Written task
Write out the opening lines of the data word for word, up to and including the line with "import React from", and leave every picture and every later line out.

Task input
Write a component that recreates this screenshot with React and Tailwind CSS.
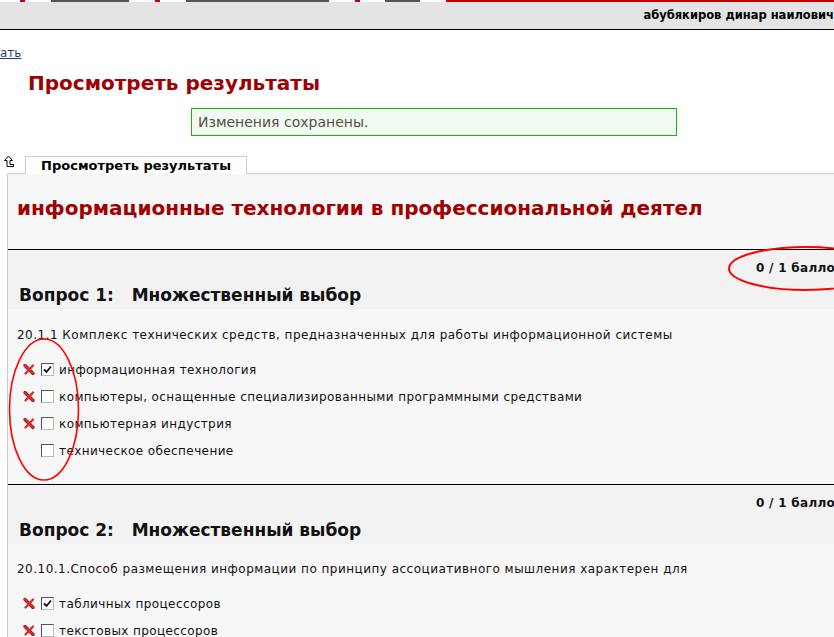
import React from "react";

const XMark = () => (
  <svg width="12" height="11" viewBox="0 0 12 11" className="shrink-0">
    <path d="M2 1.5 L10 9.5" stroke="#8c1414" strokeWidth="3.2" strokeLinecap="round" />
    <path d="M10 1.5 L2.5 9.5" stroke="#d42a2a" strokeWidth="2.2" strokeLinecap="round" />
    <path d="M2 1.5 L10 9.5" stroke="#e03030" strokeWidth="1.8" strokeLinecap="round" />
  </svg>
);

const Checkbox = ({ checked }) => (
  <span className="w-[13px] h-[13px] shrink-0 bg-white border border-t-[#555] border-l-[#555] border-b-[#bbb] border-r-[#bbb] flex items-center justify-center">
    {checked && (
      <svg width="9" height="9" viewBox="0 0 9 9">
        <path d="M1 4.5 L3.5 7 L8 1.5" fill="none" stroke="#111" strokeWidth="1.8" />
      </svg>
    )}
  </span>
);

const Option = ({ wrong, checked, text }) => (
  <div className="flex items-center h-[27px] pl-[15px]">
    <span className="w-[18px] flex">{wrong && <XMark />}</span>
    <Checkbox checked={checked} />
    <span className="ml-[5px] text-[12px] tracking-[0.4px] text-[#111] whitespace-nowrap">{text}</span>
  </div>
);

const Question = ({ num, text, options, textPad, bottomPad }) => (
  <div className="border-t border-black">
    <div className="bg-[#f2f2f2] h-[59px] flex flex-col">
      <div className="text-right pr-[12px] pt-[9px] text-[12px] font-bold tracking-[0.3px] text-[#111] whitespace-nowrap">0 / 1 баллов</div>
      <div className="pl-[11px] pt-[6px] text-[17px] font-bold text-[#111] whitespace-nowrap">
        Вопрос {num}:&nbsp;&nbsp; Множественный выбор
      </div>
    </div>
    <div className={`pl-[9px] text-[12px] tracking-[0.48px] text-[#111] whitespace-nowrap ${textPad}`}>{text}</div>
    <div className={`pt-[12px] ${bottomPad}`}>
      {options.map((o, i) => (
        <Option key={i} {...o} />
      ))}
    </div>
  </div>
);

export default function App() {
  const strip = [
    ["w-[20px]", "bg-white"],
    ["w-[5px]", "bg-[#cc0000]"],
    ["w-[26px]", "bg-white"],
    ["w-[78px]", "bg-[#555]"],
    ["w-[26px]", "bg-white"],
    ["w-[5px]", "bg-[#cc0000]"],
    ["w-[26px]", "bg-white"],
    ["w-[143px]", "bg-[#555]"],
    ["w-[26px]", "bg-white"],
    ["w-[5px]", "bg-[#cc0000]"],
    ["w-[25px]", "bg-white"],
    ["w-[35px]", "bg-[#555]"],
    ["w-[26px]", "bg-white"],
    ["flex-1", "bg-[#cc0000]"],
  ];

  return (
    <div className="relative w-[834px] h-[637px] overflow-hidden bg-white font-['DejaVu_Sans',sans-serif]">
      {/* top strip */}
      <div className="flex h-[2px]">
        {strip.map(([w, c], i) => (
          <div key={i} className={`${w} ${c}`} />
        ))}
      </div>
      <div className="h-[28px] bg-[#e4e4e4] border-b border-black flex items-center justify-end">
        <span className="text-[11.5px] font-bold text-black whitespace-nowrap">
          абубякиров динар наилович
        </span>
      </div>

      <div className="pt-[15px] text-[12px] leading-[16px]">
        <a className="text-[#1f3f73] underline">ать</a>
      </div>

      <h1 className="pl-[28px] pt-[9px] text-[20px] leading-[26px] font-bold text-[#a00000] whitespace-nowrap">
        Просмотреть результаты
      </h1>

      <div className="mt-[12px] ml-[191px] w-[486px] h-[28px] border border-[#22aa22] bg-[#f0faf0] flex items-center pl-[6px] text-[14px] text-[#555048]">
        Изменения сохранены.
      </div>

      <div className="flex items-end mt-[19px] h-[18px]">
        <svg width="11" height="13" viewBox="0 0 11 13" className="ml-[4px] mb-[5px]">
          <path d="M0.5 5.5 L4.5 1 L8.5 5.5 H6 V9.5 H9.5 V11.5 H3 V5.5 Z" fill="white" stroke="black" strokeWidth="1" />
        </svg>
        <div className="relative z-10 ml-[10px] -mb-px w-[222px] h-[18px] border border-b-0 border-[#ccc] bg-white text-center text-[13px] leading-[17px] font-bold text-black">
          Просмотреть результаты
        </div>
      </div>

      <div className="ml-[7px] w-[848px] border-l border-t border-[#ccc] bg-[#f7f7f7]">
        <div className="h-[75px] pl-[9px] pt-[21px] text-[20px] leading-[26px] font-bold text-[#a00000] whitespace-nowrap">
          информационные технологии в профессиональной деятел
        </div>
        <Question
          num={1}
          textPad="pt-[17px]"
          bottomPad="pb-[20px]"
          text="20.1.1 Комплекс технических средств, предназначенных для работы информационной системы"
          options={[
            { wrong: true, checked: true, text: "информационная технология" },
            { wrong: true, checked: false, text: "компьютеры, оснащенные специализированными программными средствами" },
            { wrong: true, checked: false, text: "компьютерная индустрия" },
            { wrong: false, checked: false, text: "техническое обеспечение" },
          ]}
        />
        <Question
          num={2}
          textPad="pt-[16px]"
          bottomPad="pb-[20px]"
          text="20.10.1.Способ размещения информации по принципу ассоциативного мышления характерен для"
          options={[
            { wrong: true, checked: true, text: "табличных процессоров" },
            { wrong: true, checked: false, text: "текстовых процессоров" },
          ]}
        />
      </div>

      {/* red annotation ellipses */}
      <svg className="absolute left-0 top-0 pointer-events-none" width="834" height="637">
        <ellipse cx="806" cy="268.5" rx="77" ry="21.5" fill="none" stroke="#ff0000" strokeWidth="2" />
        <ellipse cx="44" cy="409.5" rx="34.5" ry="70.5" fill="none" stroke="#ff0000" strokeWidth="1.6" />
      </svg>
    </div>
  );
}
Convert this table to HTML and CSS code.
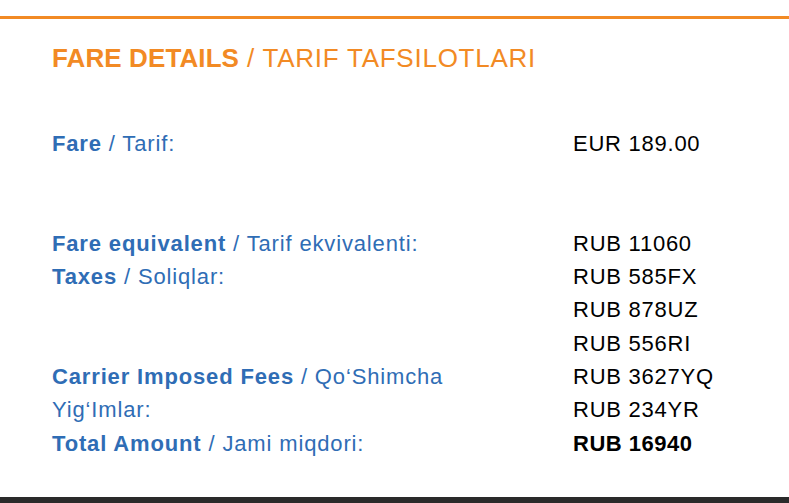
FILE: index.html
```html
<!DOCTYPE html>
<html lang="en">
<head>
<meta charset="utf-8">
<title>Fare Details</title>
<link rel="stylesheet" href="styles.css">
</head>
<body>
<div class="page">
  <section class="fare">
    <h2 class="fare-title"><b>FARE DETAILS</b> / TARIF TAFSILOTLARI</h2>
    <div class="fare-grid">
      <div class="lbl"><b>Fare</b> / Tarif:</div>
      <div class="val">EUR 189.00</div>
      <div class="lbl blank">&nbsp;</div>
      <div class="val blank">&nbsp;</div>
      <div class="lbl blank">&nbsp;</div>
      <div class="val blank">&nbsp;</div>
      <div class="lbl"><b>Fare equivalent</b> / Tarif ekvivalenti:</div>
      <div class="val">RUB 11060</div>
      <div class="lbl"><b>Taxes</b> / Soliqlar:</div>
      <div class="val">RUB 585FX<br>RUB 878UZ<br>RUB 556RI</div>
      <div class="lbl"><b>Carrier Imposed Fees</b> / Qo‘Shimcha Yig‘Imlar:</div>
      <div class="val">RUB 3627YQ<br>RUB 234YR</div>
      <div class="lbl"><b>Total Amount</b> / Jami miqdori:</div>
      <div class="val total">RUB 16940</div>
    </div>
  </section>
  <div class="bottom-bar"></div>
</div>
</body>
</html>
```
FILE: styles.css
```css
html, body {
  margin: 0;
  padding: 0;
  background: #ffffff;
}
body {
  font-family: "Liberation Sans", Arial, sans-serif;
}
.page {
  min-height: 100vh;
  display: flex;
  flex-direction: column;
}
.fare {
  margin-top: 16px;
  border-top: 3px solid #f28a24;
  padding: 24px 0 0 52px;
}
.fare-title {
  margin: 0;
  font-size: 26px;
  line-height: 30px;
  font-weight: normal;
  color: #f28a24;
  letter-spacing: 0.75px;
}
.fare-title b {
  font-weight: bold;
  letter-spacing: 0.1px;
}
.fare-grid {
  margin-top: 54px;
  display: grid;
  grid-template-columns: 420px 1fr;
  column-gap: 101px;
  font-size: 22px;
  line-height: 33.3px;
}
.lbl {
  color: #2f6db5;
  letter-spacing: 0.85px;
}
.lbl b {
  font-weight: bold;
}
.val {
  color: #000000;
  letter-spacing: 0.75px;
}
.val.total {
  font-weight: bold;
  letter-spacing: 0.5px;
}
.bottom-bar {
  margin-top: auto;
  height: 6px;
  background: #2a2a2a;
}
```
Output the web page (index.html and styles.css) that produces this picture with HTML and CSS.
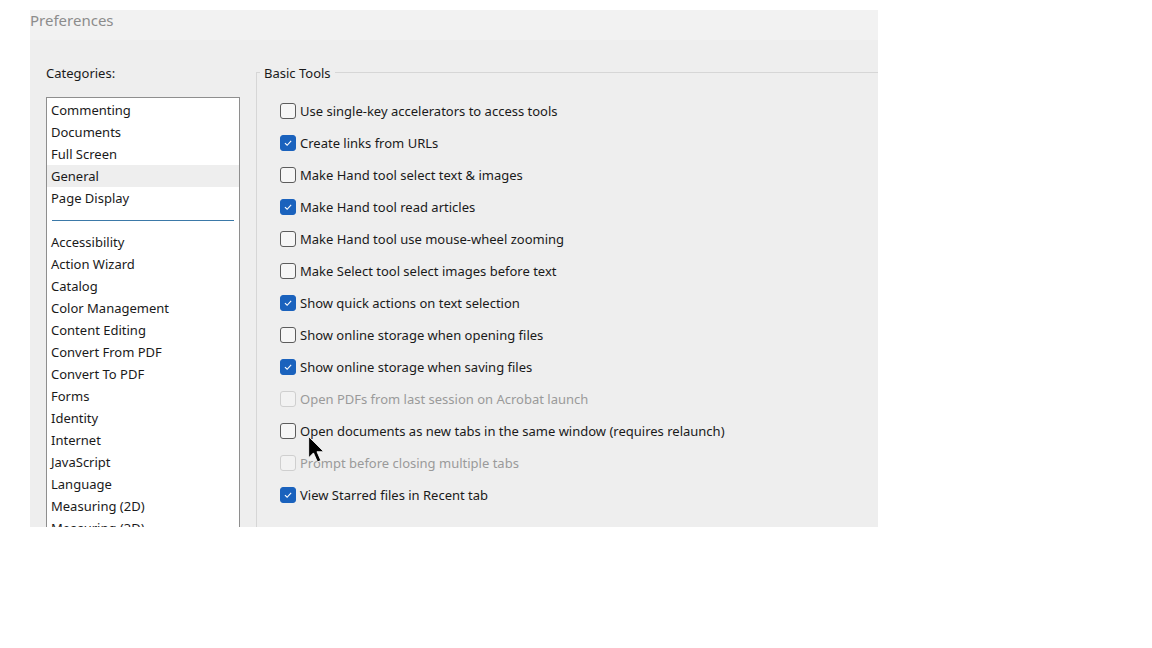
FILE: index.html
```html
<!DOCTYPE html>
<html>
<head>
<meta charset="utf-8">
<link rel="stylesheet" href="styles.css">
</head>
<body>
<div class="window">
  <div class="titlebar">Preferences</div>
  <div class="content">
    <div class="left">
      <div class="label">Categories:</div>
      <div class="listbox">
        <div class="item">Commenting</div>
        <div class="item">Documents</div>
        <div class="item">Full Screen</div>
        <div class="item selected">General</div>
        <div class="item">Page Display</div>
        <div class="sep"></div>
        <div class="item">Accessibility</div>
        <div class="item">Action Wizard</div>
        <div class="item">Catalog</div>
        <div class="item">Color Management</div>
        <div class="item">Content Editing</div>
        <div class="item">Convert From PDF</div>
        <div class="item">Convert To PDF</div>
        <div class="item">Forms</div>
        <div class="item">Identity</div>
        <div class="item">Internet</div>
        <div class="item">JavaScript</div>
        <div class="item">Language</div>
        <div class="item">Measuring (2D)</div>
        <div class="item">Measuring (3D)</div>
      </div>
    </div>
    <div class="group">
      <div class="legend">Basic Tools</div>
      <div class="options">
        <div class="opt"><span class="cb"></span>Use single-key accelerators to access tools</div>
        <div class="opt"><span class="cb on"><svg viewBox="0 0 16 16"><path d="M4.5 8.2 L7 10.6 L11.6 5.6" /></svg></span>Create links from URLs</div>
        <div class="opt"><span class="cb"></span>Make Hand tool select text &amp; images</div>
        <div class="opt"><span class="cb on"><svg viewBox="0 0 16 16"><path d="M4.5 8.2 L7 10.6 L11.6 5.6" /></svg></span>Make Hand tool read articles</div>
        <div class="opt"><span class="cb"></span>Make Hand tool use mouse-wheel zooming</div>
        <div class="opt"><span class="cb"></span>Make Select tool select images before text</div>
        <div class="opt"><span class="cb on"><svg viewBox="0 0 16 16"><path d="M4.5 8.2 L7 10.6 L11.6 5.6" /></svg></span>Show quick actions on text selection</div>
        <div class="opt"><span class="cb"></span>Show online storage when opening files</div>
        <div class="opt"><span class="cb on"><svg viewBox="0 0 16 16"><path d="M4.5 8.2 L7 10.6 L11.6 5.6" /></svg></span>Show online storage when saving files</div>
        <div class="opt disabled"><span class="cb"></span>Open PDFs from last session on Acrobat launch</div>
        <div class="opt"><span class="cb"></span>Open documents as new tabs in the same window (requires relaunch)</div>
        <div class="opt disabled"><span class="cb"></span>Prompt before closing multiple tabs</div>
        <div class="opt"><span class="cb on"><svg viewBox="0 0 16 16"><path d="M4.5 8.2 L7 10.6 L11.6 5.6" /></svg></span>View Starred files in Recent tab</div>
      </div>
    </div>
  </div>
  <svg class="cursor" viewBox="0 0 14 24" width="17" height="29"><path d="M0.5 0.5 L0.5 18 L4.5 14 L7.8 21.5 L10.6 20.3 L7.4 13 L13 13 Z" fill="#000" stroke="#fff" stroke-width="0.7"/></svg>
</div>
</body>
</html>
```

FILE: styles.css
```css
html, body {
  margin: 0;
  padding: 0;
  background: #ffffff;
}
body {
  font-family: "Noto Sans", "Open Sans", "DejaVu Sans", sans-serif;
  font-size: 13px;
  color: #1a1a1a;
}
.window {
  position: relative;
  margin: 10px 0 0 30px;
  width: 848px;
  height: 517px;
  background: #eeeeee;
  overflow: hidden;
}
.titlebar {
  height: 30px;
  background: #f2f2f2;
  color: #8c8c8c;
  font-size: 15px;
  line-height: 20px;
  padding-left: 0;
}
.content {
  display: flex;
  padding: 23px 0 0 16px;
}
.left {
  width: 194px;
  display: flex;
  flex-direction: column;
}
.label {
  height: 24px;
  line-height: 20px;
  color: #1a1a1a;
}
.listbox {
  margin-top: 10px;
  background: #ffffff;
  border: 1px solid #8e8e8e;
  height: 440px;
  padding-top: 1px;
  overflow: hidden;
}
.item {
  height: 22px;
  line-height: 22px;
  padding-left: 4px;
  white-space: nowrap;
}
.item.selected {
  background: #eeeeee;
}
.sep {
  height: 1px;
  background: #3b79a8;
  margin: 11px 5px 10px 5px;
}
.group {
  margin-left: 16px;
  flex: 1;
  border-left: 1px solid #d6d6d6;
  border-top: 1px solid #d6d6d6;
  margin-top: 9px;
  height: 500px;
  position: relative;
}
.legend {
  position: absolute;
  top: -10px;
  left: 3px;
  padding: 0 4px;
  background: #eeeeee;
  line-height: 20px;
}
.options {
  padding: 22px 0 0 23px;
  display: flex;
  flex-direction: column;
}
.opt {
  height: 32px;
  display: flex;
  align-items: center;
  white-space: nowrap;
  color: #1a1a1a;
}
.opt.disabled {
  color: #9a9a9a;
}
.cb {
  width: 14px;
  height: 14px;
  border: 1px solid #5c5c5c;
  border-radius: 3px;
  background: #f6f6f6;
  margin-right: 4px;
  display: inline-flex;
  flex: none;
}
.opt.disabled .cb {
  border-color: #cfcfcf;
  background: #f2f2f2;
}
.cb.on {
  background: #1a62bd;
  border-color: #1a62bd;
}
.cb svg {
  width: 14px;
  height: 14px;
  fill: none;
  stroke: #ffffff;
  stroke-width: 1.3;
}
.cursor {
  position: absolute;
  left: 278px;
  top: 426px;
}
```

Completed exercise
Write a component that recreates this screenshot with React and Tailwind CSS.
import React from "react";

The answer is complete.